The idea that they wouldn’t, when there’s tons of signs of law-breaking, is absolutely insane.
And this doesn’t hinder their ability to legislate at all.
Kind of wavy in Colorado. Dems sweep statewide offices and now control both the state house and senate. My friends in Aurora also booted Mike Coffman.
Cardboard Cory’s days in the senate are numbered. That number is like 800, but that’s still something.
They can and should do both. The problem with leaving it up to Mueller is the possibility that Trump did shady things which may not technically be prosecutable but are still egregiously wrong and the American people deserve to know about. If that’s the case, Mueller won’t be able to tell us about it.
You didn’t read the rest of my post? It’s a bust now, but will net us more in 2020. Similar to how 2016’s huge loss likely netted us the House and specific governorships yesterday.
This isn’t to say yesterday sucked for Dems, but the Wave we were expecting was, imo, a bust. (Except in Michigan! Which was a nice little wave.)
Democrats got around +9% of the vote which corresponds to other wave elections. However, districts are so polarized (and gerrymandered) that +9 doesn’t mean as much when there’s fewer +1 - +8 districts to cover. Regardless, I’m satisfied with the results. I noticed yesterday that the GOP pundits were throwing around fairly ridiculous numbers “Democrats are expecting +60 seats but I don’t think they’ll see it” and now they can all pat themselves on the back and crow about how Democrats “only” got half that mythical number so it was a big failure for them.
I was more pleased to see the results in Wisconsin, Michigan and Pennsylvania since those were the states that won it for Trump last time.
Who expected? You expected +50 seats in the House, victory in the Senate, flipping every well-contested governor’s race? If so you were insanely over-optimistic :). That was always a remote possibility, but these results are not some major deviation - they are dead on line with most predictions. Some serious failures, some significant wins. But overall it was a reasonably decent night for the Dems, just not a crushing victory.

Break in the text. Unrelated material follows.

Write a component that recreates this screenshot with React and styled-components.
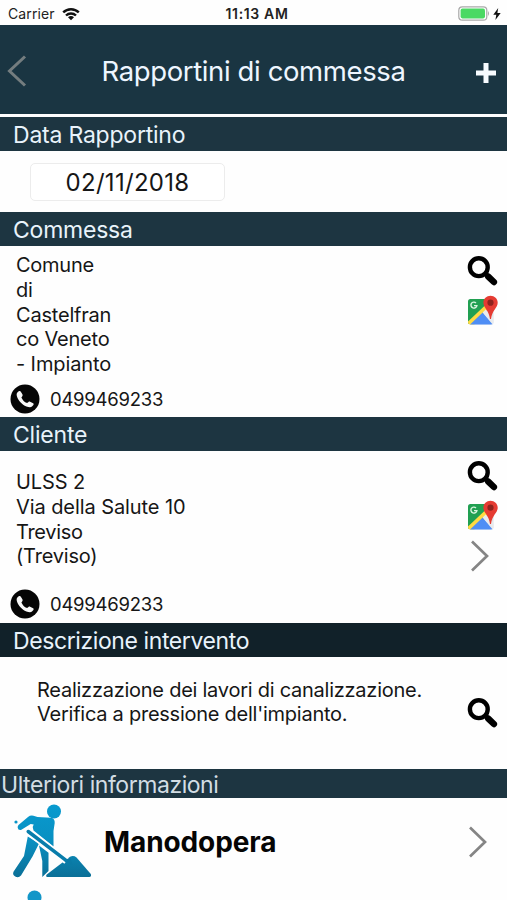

I wouldn’t call this a wave( unless you go by increased turnout for both parties in a neutral sense ), but calling it a bust is absurd unless only a huge victory counts.
Essentially my opinion. I went trickle. I’d add that it’s a step in the right direction
…but I personally feel the Democratic Party still has some real work to do in the next 2 years with respect to its direction.
I agree that gerrymandering is a problem for the Democrats, but you need more of an analysis than that.
Part of the problem is simply self-sorting. Some amount of that 5% edge leading to parity in representation is due to things like 85% of San Francisco voting for Nancy Pelosi and 60% of North Dakota voting for Kelly Armstrong. Neither district is gerrymandered, but a lot of Democrats’ votes are “wasted” because they are strongly concentrated in cities.
Polarization and self-sorting are likely a larger issue than gerrymandering (and probably harder to solve, too).
It’s a wave, not a tsunami. I knew that last night.
To drill down further I want to know
a) the final tallies (or close enough - wait 2 days),
b) the percentage of the country voting for a Democratic House and the percentage of the country voting for a Democratic Senate,
c) as well as historic comparisons of a) and b).
After that we can discuss gerrymandering, self-sorting, and the legacy of 18th century attempts to protect slave holding via a bicameral legislature.
It was the biggest wave in a generation in the House. 9.4 point win in the popular vote. In the Senate, holy crap was that ugly though. And in governors races it appears there was no national trend. So a very mixed election, although I do think it’s fair for Democrats to call it a wave if they want to. It’s also fair for Republicans to be pretty happy with the results. They may have put the Senate out of reach for 2020, which means even if Trump loses, for the first time in forever Democrats will take power without the Senate. Which I actually think would make for a pretty good government.